I have been listening to a few talks given by Noam Chomsky, and while I disagree with a lot of what he says, he does bring up a few good points. For instance, in this talk on globalization, he brings up the point that modern globalization in large part does not involve increased freedom of immigration from poor countries to wealthy countries. This is pretty hypocritical because any intellectually honest argument for trade liberalization must also be an argument for labor trade liberalization.
Immigration restrictions are very similar to unions; a group of insider laborers has the power to keep outsider laborers from competing in some segment of the labor market. In the case of immigration restrictions, voters in a country have the political power to restrict foreign laborers from entering the country to compete in the domestic labor market despite the willingness of domestic firms and foreign laborers to engage in trade. The result is that laborers in more productive countries raise their own wages at the expense of the wages of laborers in less productive countries.
The same potential gains from fewer restrictions international trade in goods also exist for fewer restrictions on international trade in labor. The gain in wages by foreign laborers must be greater than the loss in wages by domestic laborers, otherwise domestic laborers could pay foreign laborers not to work in their market and still come out ahead, so laborers as a group are better off with fewer restrictions.

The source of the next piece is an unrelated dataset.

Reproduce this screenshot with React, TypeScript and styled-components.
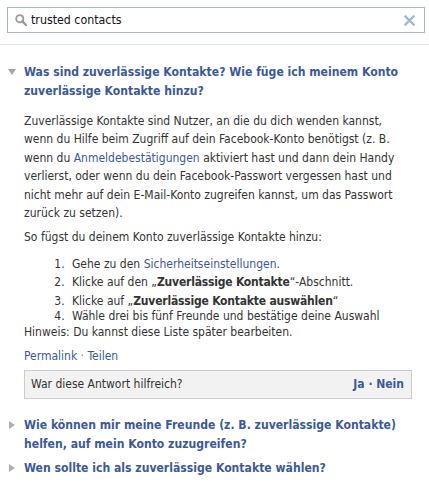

Likewise, the reduction of costs for domestic employers must be greater than the increase in costs for foreign employers, otherwise foreign employers could pay domestic employers not to hire their workers and still come out ahead, so employers as a group are also better off with fewer restrictions. Since both laborers as a group and employers as a group are better off with fewer restrictions, there has been a net gain.
Protectionism for domestic laborers is just as destructive as protectionism for domestic producers. The large unrealized gains from labor globalization are evident by the great pressure on borders; Between 400,000 and 700,000 people each year immigrate into the US illegally.
Interestingly, the current Republican administration has been somewhat consistent about this. The Bush administration has shown a desire to liberalize both trade in goods and immigration. Twice the Bush administration has unsuccessfully pushed for a Temporary Worker Program, which would liberalize labor trade to a small extent. The administration has also negotiated a free trade treaty with South Korea, which has not been approved by congress yet but would liberalize trade to a small extent.